Research project (§ 26 & § 27)
Duration : 2024-01-01 - 2026-12-31

Due to the accelerating hydro-climatic extreme events, there is high demand on adjusting water resources management so that water quantity and quality are secured through a combination of different techniques integrating land-use, surface water, groundwater, and ecosystem management. The Project Interlayer focuses on how water retention technologies can contribute to improve resilience, adaptation and mitigation to hydroclimatic extreme events while increasing water availability and quality by balancing groundwater and surface water management practices. It is related to shared interdisciplinary knowledge in the complex interlink of flood protection, safeguarding water availability and quality to mitigate and adapt to hydroclimatic extreme events. Interlayer will develop and demonstrate novel water retention technologies that favor slow hydrology entrance in the system for adaptation of European river basins to hydro-climatic extreme events and simultaneously obtain resilience in agricultural productive land, the adjacent ecosystems, and downstream cities.
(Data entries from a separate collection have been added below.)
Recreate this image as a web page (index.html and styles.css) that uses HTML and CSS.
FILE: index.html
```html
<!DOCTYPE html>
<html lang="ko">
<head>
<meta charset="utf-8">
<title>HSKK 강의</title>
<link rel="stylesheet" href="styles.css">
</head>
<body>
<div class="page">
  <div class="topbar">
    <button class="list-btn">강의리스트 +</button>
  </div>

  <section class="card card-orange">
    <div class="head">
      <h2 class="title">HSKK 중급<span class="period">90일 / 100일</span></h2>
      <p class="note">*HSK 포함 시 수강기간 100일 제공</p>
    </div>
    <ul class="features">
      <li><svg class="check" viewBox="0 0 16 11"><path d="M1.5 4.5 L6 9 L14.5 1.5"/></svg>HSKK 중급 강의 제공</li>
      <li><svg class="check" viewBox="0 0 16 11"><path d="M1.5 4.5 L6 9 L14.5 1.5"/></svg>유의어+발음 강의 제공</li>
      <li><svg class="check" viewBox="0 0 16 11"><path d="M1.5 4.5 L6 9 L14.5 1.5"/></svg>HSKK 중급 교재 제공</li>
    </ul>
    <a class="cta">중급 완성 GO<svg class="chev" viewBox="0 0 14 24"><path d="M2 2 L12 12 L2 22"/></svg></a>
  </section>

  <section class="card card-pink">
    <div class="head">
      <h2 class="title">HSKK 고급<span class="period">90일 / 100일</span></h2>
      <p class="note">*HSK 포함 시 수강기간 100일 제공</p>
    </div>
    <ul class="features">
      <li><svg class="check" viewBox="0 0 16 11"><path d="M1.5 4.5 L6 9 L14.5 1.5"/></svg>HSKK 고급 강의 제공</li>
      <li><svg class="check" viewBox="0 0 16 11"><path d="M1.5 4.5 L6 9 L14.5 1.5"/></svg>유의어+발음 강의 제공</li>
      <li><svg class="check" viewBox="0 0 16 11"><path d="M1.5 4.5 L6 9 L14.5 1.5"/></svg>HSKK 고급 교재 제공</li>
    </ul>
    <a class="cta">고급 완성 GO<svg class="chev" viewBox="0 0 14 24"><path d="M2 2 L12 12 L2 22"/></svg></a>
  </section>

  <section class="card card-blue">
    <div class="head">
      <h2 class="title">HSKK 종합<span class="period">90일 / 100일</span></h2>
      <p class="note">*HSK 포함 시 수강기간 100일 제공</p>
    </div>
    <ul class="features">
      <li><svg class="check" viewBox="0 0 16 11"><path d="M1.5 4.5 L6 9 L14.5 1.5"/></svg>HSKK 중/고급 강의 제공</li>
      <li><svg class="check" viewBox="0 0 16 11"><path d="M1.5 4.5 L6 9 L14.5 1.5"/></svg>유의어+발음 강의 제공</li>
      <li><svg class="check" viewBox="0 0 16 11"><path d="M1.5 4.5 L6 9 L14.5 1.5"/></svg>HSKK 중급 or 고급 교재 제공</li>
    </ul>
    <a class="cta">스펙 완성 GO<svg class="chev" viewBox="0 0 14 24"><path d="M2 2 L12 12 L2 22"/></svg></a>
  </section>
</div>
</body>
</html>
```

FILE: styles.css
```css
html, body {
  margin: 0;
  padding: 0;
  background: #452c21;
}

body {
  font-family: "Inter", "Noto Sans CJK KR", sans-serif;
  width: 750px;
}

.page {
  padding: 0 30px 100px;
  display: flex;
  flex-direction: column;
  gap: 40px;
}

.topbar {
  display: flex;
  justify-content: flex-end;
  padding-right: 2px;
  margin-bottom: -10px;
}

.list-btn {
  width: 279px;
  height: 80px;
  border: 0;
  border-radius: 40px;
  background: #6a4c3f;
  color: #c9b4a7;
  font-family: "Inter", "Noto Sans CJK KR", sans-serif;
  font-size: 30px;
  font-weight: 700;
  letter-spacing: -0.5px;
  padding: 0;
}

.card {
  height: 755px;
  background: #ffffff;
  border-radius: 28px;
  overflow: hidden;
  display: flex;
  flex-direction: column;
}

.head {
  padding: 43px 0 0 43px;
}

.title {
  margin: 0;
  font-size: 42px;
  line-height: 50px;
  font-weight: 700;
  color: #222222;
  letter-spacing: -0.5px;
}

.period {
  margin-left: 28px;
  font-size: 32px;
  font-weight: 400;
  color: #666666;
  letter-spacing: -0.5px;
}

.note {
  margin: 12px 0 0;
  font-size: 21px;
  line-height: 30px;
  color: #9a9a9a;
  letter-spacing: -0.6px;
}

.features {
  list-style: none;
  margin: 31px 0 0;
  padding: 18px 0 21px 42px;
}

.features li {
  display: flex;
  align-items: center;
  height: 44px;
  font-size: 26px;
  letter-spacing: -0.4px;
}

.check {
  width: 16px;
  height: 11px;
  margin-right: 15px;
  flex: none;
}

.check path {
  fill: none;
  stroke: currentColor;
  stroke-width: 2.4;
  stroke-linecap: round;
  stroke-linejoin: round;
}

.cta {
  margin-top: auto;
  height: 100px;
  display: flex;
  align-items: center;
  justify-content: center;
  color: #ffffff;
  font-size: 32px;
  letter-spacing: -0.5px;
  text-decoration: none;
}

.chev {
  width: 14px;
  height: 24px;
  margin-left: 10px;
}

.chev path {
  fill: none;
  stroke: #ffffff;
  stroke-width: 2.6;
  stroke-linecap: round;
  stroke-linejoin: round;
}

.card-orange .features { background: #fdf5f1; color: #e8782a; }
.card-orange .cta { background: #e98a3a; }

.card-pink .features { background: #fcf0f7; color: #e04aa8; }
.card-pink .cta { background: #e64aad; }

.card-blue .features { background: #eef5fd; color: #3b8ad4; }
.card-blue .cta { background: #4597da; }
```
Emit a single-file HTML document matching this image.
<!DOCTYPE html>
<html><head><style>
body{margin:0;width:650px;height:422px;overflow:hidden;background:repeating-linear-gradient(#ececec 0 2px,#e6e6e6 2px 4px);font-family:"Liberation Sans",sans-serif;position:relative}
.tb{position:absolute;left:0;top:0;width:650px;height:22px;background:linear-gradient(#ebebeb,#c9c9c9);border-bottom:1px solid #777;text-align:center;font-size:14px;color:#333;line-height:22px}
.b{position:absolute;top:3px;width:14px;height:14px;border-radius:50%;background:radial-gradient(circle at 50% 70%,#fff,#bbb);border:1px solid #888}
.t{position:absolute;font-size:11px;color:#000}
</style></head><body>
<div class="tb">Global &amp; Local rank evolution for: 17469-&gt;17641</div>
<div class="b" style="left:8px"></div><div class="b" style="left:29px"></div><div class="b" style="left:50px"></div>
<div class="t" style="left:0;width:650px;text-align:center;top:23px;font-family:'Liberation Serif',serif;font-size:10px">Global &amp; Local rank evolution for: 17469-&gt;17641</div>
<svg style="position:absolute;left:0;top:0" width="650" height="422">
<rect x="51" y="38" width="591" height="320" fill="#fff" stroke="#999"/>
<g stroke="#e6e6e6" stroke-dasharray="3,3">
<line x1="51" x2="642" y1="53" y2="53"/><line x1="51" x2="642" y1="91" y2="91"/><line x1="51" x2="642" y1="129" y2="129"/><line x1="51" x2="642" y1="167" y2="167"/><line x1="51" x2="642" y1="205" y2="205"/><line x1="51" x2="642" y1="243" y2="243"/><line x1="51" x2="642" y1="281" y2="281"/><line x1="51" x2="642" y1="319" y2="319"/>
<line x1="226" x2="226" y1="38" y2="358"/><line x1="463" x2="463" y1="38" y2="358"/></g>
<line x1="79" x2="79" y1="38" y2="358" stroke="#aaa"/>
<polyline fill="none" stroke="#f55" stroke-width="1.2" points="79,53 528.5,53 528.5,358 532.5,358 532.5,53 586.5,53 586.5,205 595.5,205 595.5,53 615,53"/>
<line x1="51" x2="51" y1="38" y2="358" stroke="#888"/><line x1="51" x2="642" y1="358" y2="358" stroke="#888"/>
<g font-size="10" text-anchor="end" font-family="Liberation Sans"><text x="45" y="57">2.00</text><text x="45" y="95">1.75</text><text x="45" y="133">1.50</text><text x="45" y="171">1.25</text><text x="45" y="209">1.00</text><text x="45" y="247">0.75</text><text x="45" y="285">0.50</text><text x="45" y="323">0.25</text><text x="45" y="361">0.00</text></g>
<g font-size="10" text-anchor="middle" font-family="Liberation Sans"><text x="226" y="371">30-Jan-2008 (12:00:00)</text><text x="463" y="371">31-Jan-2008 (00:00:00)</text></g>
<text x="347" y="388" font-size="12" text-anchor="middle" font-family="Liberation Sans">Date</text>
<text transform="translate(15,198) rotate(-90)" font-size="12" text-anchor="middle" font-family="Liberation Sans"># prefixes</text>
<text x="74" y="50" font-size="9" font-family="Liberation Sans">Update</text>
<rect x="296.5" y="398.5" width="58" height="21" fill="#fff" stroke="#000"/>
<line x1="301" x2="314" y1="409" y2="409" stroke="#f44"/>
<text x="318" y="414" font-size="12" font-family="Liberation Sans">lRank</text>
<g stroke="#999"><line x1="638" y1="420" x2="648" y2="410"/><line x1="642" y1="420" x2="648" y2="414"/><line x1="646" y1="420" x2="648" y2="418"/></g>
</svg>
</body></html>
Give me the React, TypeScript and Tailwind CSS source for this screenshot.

Farmland can stay productive despite hydro-climatic extreme events through smart water harvesting methods, adapted soil and cropping management, improved ecosystem management, temperature buffering by means of appropriate riparian vegetation management and establishment of adequate refugia system for biodiversity (including definition of appropriate protected pools). Risk of urban flooding is reduced by parking of water not only in the river valleys upstream from the city, but also in the highlands of the catchments, reducing runoff from uphill as part of the water harvesting to address drought. Hydro-climatic water balance models will be demonstrated to describe the exchange of water within the river basins between highland and lowland and between shallow and deep groundwater, in response to suggested changes in land-use management.